CLIP or Contrastive Language-Image Pre-training is a way to pair matching images and captions. To put it simple, it's another AI model trained on large dataset of captions created by humans and is capable of accepting both images and texts, measuring how much they correlate to each other. In addition to learning about things like "dog" or "cat" CLIP also learns about concepts like "masterpiece", "best quality" or "hd" (as these words are common in image captions created by humans).
If you have used Stable Diffusion with other models you may've used such keywords/tags to improve quality of your generations.
So why not to just grab CLIP and use it everywhere if it's so good at measuring which images correspond to "masterpiece" and other similar tags? Well, we again have challenges to overcome.
CLIP has been trained on a little bit of everything and the quality of the captions used is somewhat limited, meaning CLIP is not very good at non photo realistic and somewhat less popular content, like ponies, or cartoon furry characters (and works much better on Anime).
But, we can still use CLIP as within its internals contained plenty of signals that may not necessary have a good name attached to them but if we can surface them, then we can use them to separate good images form bad ones.
Enter data labeling hell
In order to implement our plan we still need a lot of good images (but also many not so good, and some very bad ones). How can we get some? Well for once we can look at various scores/ranks assigned to them on popular boorus to pick some images.
At this point you may say - "Hey, wait a minute. You already have the scores! Just use them to pick good images!" and you will be partially right. Some models (including early Pony Diffusion ones) used such score metadata.
Unfortunately, using scores introduces two issues - users rate images based on both quality and content, and while they are generally correlated, there are some biases like NSFW content being ranked higher, or specific characters getting preferential treatment independently of the quality, also these scores are affected by age of the image and do not match between different sources of metadata (i.e. a score 100 on one site may be top 1% while on other it's an average score).
So, at least we can use the scores to pick some decent distribution of images, now let's go over them and manually rank them in terms of quality, I personally decided to do a 1 to 5 points range. Still, two questions remain - how many images do we need and who will rank them.
We do need a lot of images, we want to have a decent number of image of each "type", some 3d, some sketches, some semi realistic, etc... Miss some style and the model will not learn how to correctly judge them.
In case of V6 this number was ~20k manually labeled images. Now, we need someone who can look at images and use their art critique skills to judged on the scale we invented. And who is that impartial person, unbiased and neutral, able to make decisions or judgments based on objective criteria rather than personal feelings, interests, or prejudices? It's me, obviously. So, after spending weeks in data labeling cave methodically ranking each image I was able to generate our aesthetic dataset large enough to be useful.
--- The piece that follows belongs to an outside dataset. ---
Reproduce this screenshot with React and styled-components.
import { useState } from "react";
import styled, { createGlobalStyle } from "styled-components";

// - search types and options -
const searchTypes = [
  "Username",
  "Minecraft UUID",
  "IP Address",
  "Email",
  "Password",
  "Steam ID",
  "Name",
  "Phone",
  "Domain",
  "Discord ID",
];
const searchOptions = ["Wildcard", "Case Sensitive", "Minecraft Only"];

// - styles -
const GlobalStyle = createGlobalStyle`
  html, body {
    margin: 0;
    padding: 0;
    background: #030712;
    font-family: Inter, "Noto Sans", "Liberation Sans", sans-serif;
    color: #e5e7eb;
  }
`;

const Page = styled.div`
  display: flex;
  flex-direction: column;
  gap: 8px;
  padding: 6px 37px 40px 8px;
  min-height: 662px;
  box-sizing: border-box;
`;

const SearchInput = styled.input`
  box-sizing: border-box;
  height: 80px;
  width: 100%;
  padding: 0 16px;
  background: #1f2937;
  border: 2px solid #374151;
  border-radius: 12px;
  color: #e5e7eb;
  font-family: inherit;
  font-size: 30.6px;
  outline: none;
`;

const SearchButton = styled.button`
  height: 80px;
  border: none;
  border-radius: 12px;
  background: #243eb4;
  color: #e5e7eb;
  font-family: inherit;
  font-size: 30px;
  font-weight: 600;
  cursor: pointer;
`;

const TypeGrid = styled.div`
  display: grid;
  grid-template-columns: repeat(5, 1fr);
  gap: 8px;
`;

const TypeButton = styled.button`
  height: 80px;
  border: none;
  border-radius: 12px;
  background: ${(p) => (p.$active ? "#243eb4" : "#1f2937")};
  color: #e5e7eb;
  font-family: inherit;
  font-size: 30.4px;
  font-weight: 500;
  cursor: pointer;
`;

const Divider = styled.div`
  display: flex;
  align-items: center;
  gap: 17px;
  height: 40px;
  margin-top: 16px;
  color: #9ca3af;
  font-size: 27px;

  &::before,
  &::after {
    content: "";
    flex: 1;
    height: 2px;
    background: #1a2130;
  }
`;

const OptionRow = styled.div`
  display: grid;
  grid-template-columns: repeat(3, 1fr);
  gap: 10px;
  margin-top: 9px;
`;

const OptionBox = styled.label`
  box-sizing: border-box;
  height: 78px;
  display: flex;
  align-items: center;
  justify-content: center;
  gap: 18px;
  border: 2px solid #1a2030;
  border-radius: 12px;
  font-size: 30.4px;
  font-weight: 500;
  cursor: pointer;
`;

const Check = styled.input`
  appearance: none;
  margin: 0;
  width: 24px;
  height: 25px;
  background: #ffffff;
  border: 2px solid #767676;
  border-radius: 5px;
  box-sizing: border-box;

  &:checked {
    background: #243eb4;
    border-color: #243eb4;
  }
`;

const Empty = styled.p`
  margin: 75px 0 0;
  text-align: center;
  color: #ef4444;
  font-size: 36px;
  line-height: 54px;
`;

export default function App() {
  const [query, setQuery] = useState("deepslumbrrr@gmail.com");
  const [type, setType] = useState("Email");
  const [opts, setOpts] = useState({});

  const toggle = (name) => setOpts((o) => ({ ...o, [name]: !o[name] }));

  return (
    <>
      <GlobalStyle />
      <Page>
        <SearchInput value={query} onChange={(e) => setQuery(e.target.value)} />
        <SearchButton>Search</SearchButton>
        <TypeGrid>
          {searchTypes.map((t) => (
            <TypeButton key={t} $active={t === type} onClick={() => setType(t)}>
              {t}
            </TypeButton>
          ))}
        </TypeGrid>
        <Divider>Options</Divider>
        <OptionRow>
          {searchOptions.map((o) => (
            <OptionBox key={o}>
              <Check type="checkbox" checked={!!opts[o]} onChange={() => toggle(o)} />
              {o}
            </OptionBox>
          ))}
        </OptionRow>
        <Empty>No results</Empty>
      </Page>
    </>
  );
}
We can now train a new model that would take CLIP's image representation (that we call embedding) and a human rating and learn from them how to rank new images. We then use this model on embeddings of each and every picture we encounter and get a 1 to 5 rank (which is actually now a 0 to 1 rank as computers like this range more).
We now solved two big issues, first of all we can use this new model to select only a set of images to train new model on and annotate the captions with a special tag.
So best images get a caption like score_9, a cute pony
and slightly less good images score_8, maybe not so cute pony
.
It's Training time
We now have annotated data and can finally train the actual Pony Diffusion. Let's keep showing the model images and our captions containing the score tags so it learns which of the score tags correspond to good images, giving us more controllable version of "masterpiece" and friends.
But wait, turned out I messed up a bit! What I described above is how PD V5.X used to do things, in V6 I wanted to also be able to say - "hey, give me anything 80% good and up". But score_8
tag would only give us images in range 80% to 90%. Perhaps using both score_8
and score_9
would work but I wanted to verify that, so I changed the labels form simple score_9
to something more verbose like score_9, score_8_up, score_7_up, score_6_up, score_5_up, score_4_up
and score_8
to score_8, score_7_up, score_6_up, score_5_up, score_4_up
. In reality I exposed myself to a variation of The Clever Hans effect where the model learned that the whole long string correlates to the "good looking" images, instead of separate parts of it. Unfortunately by the time I realized it, we were way past the mid point of training, so I just rolled with it (I did try to use shorter tags after the discovery but due to the way we train it didn't have as strong of an effect).
I will fix this in V7.
tldr: we used a model trained on human preferences to label all data with special tags and then trained a text to image model on these labels allowing us to ask model for "good" images via use of these tags.
Do I need to care?
Maybe... in some cases.
Some tools like PSAI discord bot adds score_9, ...
tags automatically, but in other UIs you will need to add the long version yourself. In some UIs (Auto1111) you can save it as a style, on other just copy paste it into beginning of all your prompts.
The score tags have some bias in them, so if you are using style/artist LoRAs it sometimes makes sense to exclude the tags and see how the model reacts. I don't have good recommendation on using them in training as I don't do LoRAs on my own.
Oh, and one more important note - these tags are less useful in negatives as you can only go as low as 4 and ideally we should train on quality all the way down to 1, but it makes the training significantly more expensive. So you can still use score_4/5 in negative but they will not push you away from really bad images.